§ **WRITTEN PROBLEM**: Copy the full set of lines exactly as given.
::::::::::
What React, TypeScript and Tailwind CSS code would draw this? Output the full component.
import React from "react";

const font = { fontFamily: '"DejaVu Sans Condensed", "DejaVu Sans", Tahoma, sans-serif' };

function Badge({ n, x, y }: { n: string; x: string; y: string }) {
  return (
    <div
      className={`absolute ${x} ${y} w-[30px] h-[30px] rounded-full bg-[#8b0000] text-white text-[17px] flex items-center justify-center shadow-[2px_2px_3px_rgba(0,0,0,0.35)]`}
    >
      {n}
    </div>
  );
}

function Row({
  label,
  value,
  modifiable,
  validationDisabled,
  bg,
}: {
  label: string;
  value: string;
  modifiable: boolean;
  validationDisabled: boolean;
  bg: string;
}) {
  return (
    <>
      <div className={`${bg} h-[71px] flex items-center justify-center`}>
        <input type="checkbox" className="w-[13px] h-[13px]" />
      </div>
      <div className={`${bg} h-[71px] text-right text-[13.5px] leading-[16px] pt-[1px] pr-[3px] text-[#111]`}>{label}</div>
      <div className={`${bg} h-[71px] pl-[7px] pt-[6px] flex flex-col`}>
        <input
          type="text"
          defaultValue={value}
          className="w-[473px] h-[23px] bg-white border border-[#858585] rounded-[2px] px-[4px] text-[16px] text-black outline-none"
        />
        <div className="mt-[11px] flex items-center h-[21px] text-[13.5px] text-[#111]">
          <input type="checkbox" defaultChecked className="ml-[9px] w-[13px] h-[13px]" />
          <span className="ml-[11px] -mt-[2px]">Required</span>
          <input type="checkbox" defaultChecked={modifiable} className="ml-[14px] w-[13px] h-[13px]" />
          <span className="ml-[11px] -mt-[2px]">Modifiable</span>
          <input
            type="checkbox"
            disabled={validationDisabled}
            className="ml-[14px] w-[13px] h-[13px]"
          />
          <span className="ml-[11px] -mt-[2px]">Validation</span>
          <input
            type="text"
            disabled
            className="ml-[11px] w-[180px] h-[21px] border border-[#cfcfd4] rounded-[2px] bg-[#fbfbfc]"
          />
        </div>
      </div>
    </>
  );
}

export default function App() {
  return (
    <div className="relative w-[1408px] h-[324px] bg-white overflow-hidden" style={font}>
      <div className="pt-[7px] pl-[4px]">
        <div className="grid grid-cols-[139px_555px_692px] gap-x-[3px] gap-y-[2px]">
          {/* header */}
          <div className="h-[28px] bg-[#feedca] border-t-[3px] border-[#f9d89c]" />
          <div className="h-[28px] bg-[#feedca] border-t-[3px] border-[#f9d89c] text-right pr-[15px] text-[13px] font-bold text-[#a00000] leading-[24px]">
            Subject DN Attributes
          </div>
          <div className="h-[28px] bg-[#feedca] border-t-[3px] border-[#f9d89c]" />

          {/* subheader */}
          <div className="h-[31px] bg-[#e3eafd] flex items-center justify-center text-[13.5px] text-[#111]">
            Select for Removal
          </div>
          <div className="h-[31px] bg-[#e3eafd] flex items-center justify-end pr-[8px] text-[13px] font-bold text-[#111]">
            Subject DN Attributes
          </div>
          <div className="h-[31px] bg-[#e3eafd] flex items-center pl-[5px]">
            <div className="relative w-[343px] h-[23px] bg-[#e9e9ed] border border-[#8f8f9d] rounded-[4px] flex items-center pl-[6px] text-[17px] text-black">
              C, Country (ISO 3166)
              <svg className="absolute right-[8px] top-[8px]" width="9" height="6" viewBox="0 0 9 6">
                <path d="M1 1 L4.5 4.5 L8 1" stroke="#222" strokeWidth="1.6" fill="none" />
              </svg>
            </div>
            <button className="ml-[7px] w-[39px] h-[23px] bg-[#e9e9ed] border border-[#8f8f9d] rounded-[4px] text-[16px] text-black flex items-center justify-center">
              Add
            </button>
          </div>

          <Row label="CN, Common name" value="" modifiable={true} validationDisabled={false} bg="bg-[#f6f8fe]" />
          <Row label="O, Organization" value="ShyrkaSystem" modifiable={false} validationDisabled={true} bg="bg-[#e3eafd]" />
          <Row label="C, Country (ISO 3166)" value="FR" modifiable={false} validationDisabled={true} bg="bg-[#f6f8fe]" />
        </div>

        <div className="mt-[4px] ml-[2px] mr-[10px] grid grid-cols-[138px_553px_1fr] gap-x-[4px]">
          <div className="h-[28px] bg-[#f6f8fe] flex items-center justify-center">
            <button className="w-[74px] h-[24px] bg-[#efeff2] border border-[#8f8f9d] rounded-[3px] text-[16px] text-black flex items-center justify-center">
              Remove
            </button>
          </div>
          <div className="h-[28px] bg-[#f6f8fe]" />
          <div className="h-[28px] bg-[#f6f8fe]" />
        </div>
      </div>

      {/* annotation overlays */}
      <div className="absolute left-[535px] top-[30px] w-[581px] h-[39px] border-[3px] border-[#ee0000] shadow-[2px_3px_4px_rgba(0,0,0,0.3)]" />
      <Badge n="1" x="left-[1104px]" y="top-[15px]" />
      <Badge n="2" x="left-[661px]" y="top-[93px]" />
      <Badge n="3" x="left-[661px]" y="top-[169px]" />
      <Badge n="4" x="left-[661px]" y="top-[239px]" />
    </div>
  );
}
::::::::::
§ **SOLUTION BELOW**:
What React, TypeScript and Tailwind CSS code would draw this? Output the full component.
import React from "react";

const font = { fontFamily: '"DejaVu Sans Condensed", "DejaVu Sans", Tahoma, sans-serif' };

function Badge({ n, x, y }: { n: string; x: string; y: string }) {
  return (
    <div
      className={`absolute ${x} ${y} w-[30px] h-[30px] rounded-full bg-[#8b0000] text-white text-[17px] flex items-center justify-center shadow-[2px_2px_3px_rgba(0,0,0,0.35)]`}
    >
      {n}
    </div>
  );
}

function Row({
  label,
  value,
  modifiable,
  validationDisabled,
  bg,
}: {
  label: string;
  value: string;
  modifiable: boolean;
  validationDisabled: boolean;
  bg: string;
}) {
  return (
    <>
      <div className={`${bg} h-[71px] flex items-center justify-center`}>
        <input type="checkbox" className="w-[13px] h-[13px]" />
      </div>
      <div className={`${bg} h-[71px] text-right text-[13.5px] leading-[16px] pt-[1px] pr-[3px] text-[#111]`}>{label}</div>
      <div className={`${bg} h-[71px] pl-[7px] pt-[6px] flex flex-col`}>
        <input
          type="text"
          defaultValue={value}
          className="w-[473px] h-[23px] bg-white border border-[#858585] rounded-[2px] px-[4px] text-[16px] text-black outline-none"
        />
        <div className="mt-[11px] flex items-center h-[21px] text-[13.5px] text-[#111]">
          <input type="checkbox" defaultChecked className="ml-[9px] w-[13px] h-[13px]" />
          <span className="ml-[11px] -mt-[2px]">Required</span>
          <input type="checkbox" defaultChecked={modifiable} className="ml-[14px] w-[13px] h-[13px]" />
          <span className="ml-[11px] -mt-[2px]">Modifiable</span>
          <input
            type="checkbox"
            disabled={validationDisabled}
            className="ml-[14px] w-[13px] h-[13px]"
          />
          <span className="ml-[11px] -mt-[2px]">Validation</span>
          <input
            type="text"
            disabled
            className="ml-[11px] w-[180px] h-[21px] border border-[#cfcfd4] rounded-[2px] bg-[#fbfbfc]"
          />
        </div>
      </div>
    </>
  );
}

export default function App() {
  return (
    <div className="relative w-[1408px] h-[324px] bg-white overflow-hidden" style={font}>
      <div className="pt-[7px] pl-[4px]">
        <div className="grid grid-cols-[139px_555px_692px] gap-x-[3px] gap-y-[2px]">
          {/* header */}
          <div className="h-[28px] bg-[#feedca] border-t-[3px] border-[#f9d89c]" />
          <div className="h-[28px] bg-[#feedca] border-t-[3px] border-[#f9d89c] text-right pr-[15px] text-[13px] font-bold text-[#a00000] leading-[24px]">
            Subject DN Attributes
          </div>
          <div className="h-[28px] bg-[#feedca] border-t-[3px] border-[#f9d89c]" />

          {/* subheader */}
          <div className="h-[31px] bg-[#e3eafd] flex items-center justify-center text-[13.5px] text-[#111]">
            Select for Removal
          </div>
          <div className="h-[31px] bg-[#e3eafd] flex items-center justify-end pr-[8px] text-[13px] font-bold text-[#111]">
            Subject DN Attributes
          </div>
          <div className="h-[31px] bg-[#e3eafd] flex items-center pl-[5px]">
            <div className="relative w-[343px] h-[23px] bg-[#e9e9ed] border border-[#8f8f9d] rounded-[4px] flex items-center pl-[6px] text-[17px] text-black">
              C, Country (ISO 3166)
              <svg className="absolute right-[8px] top-[8px]" width="9" height="6" viewBox="0 0 9 6">
                <path d="M1 1 L4.5 4.5 L8 1" stroke="#222" strokeWidth="1.6" fill="none" />
              </svg>
            </div>
            <button className="ml-[7px] w-[39px] h-[23px] bg-[#e9e9ed] border border-[#8f8f9d] rounded-[4px] text-[16px] text-black flex items-center justify-center">
              Add
            </button>
          </div>

          <Row label="CN, Common name" value="" modifiable={true} validationDisabled={false} bg="bg-[#f6f8fe]" />
          <Row label="O, Organization" value="ShyrkaSystem" modifiable={false} validationDisabled={true} bg="bg-[#e3eafd]" />
          <Row label="C, Country (ISO 3166)" value="FR" modifiable={false} validationDisabled={true} bg="bg-[#f6f8fe]" />
        </div>

        <div className="mt-[4px] ml-[2px] mr-[10px] grid grid-cols-[138px_553px_1fr] gap-x-[4px]">
          <div className="h-[28px] bg-[#f6f8fe] flex items-center justify-center">
            <button className="w-[74px] h-[24px] bg-[#efeff2] border border-[#8f8f9d] rounded-[3px] text-[16px] text-black flex items-center justify-center">
              Remove
            </button>
          </div>
          <div className="h-[28px] bg-[#f6f8fe]" />
          <div className="h-[28px] bg-[#f6f8fe]" />
        </div>
      </div>

      {/* annotation overlays */}
      <div className="absolute left-[535px] top-[30px] w-[581px] h-[39px] border-[3px] border-[#ee0000] shadow-[2px_3px_4px_rgba(0,0,0,0.3)]" />
      <Badge n="1" x="left-[1104px]" y="top-[15px]" />
      <Badge n="2" x="left-[661px]" y="top-[93px]" />
      <Badge n="3" x="left-[661px]" y="top-[169px]" />
      <Badge n="4" x="left-[661px]" y="top-[239px]" />
    </div>
  );
}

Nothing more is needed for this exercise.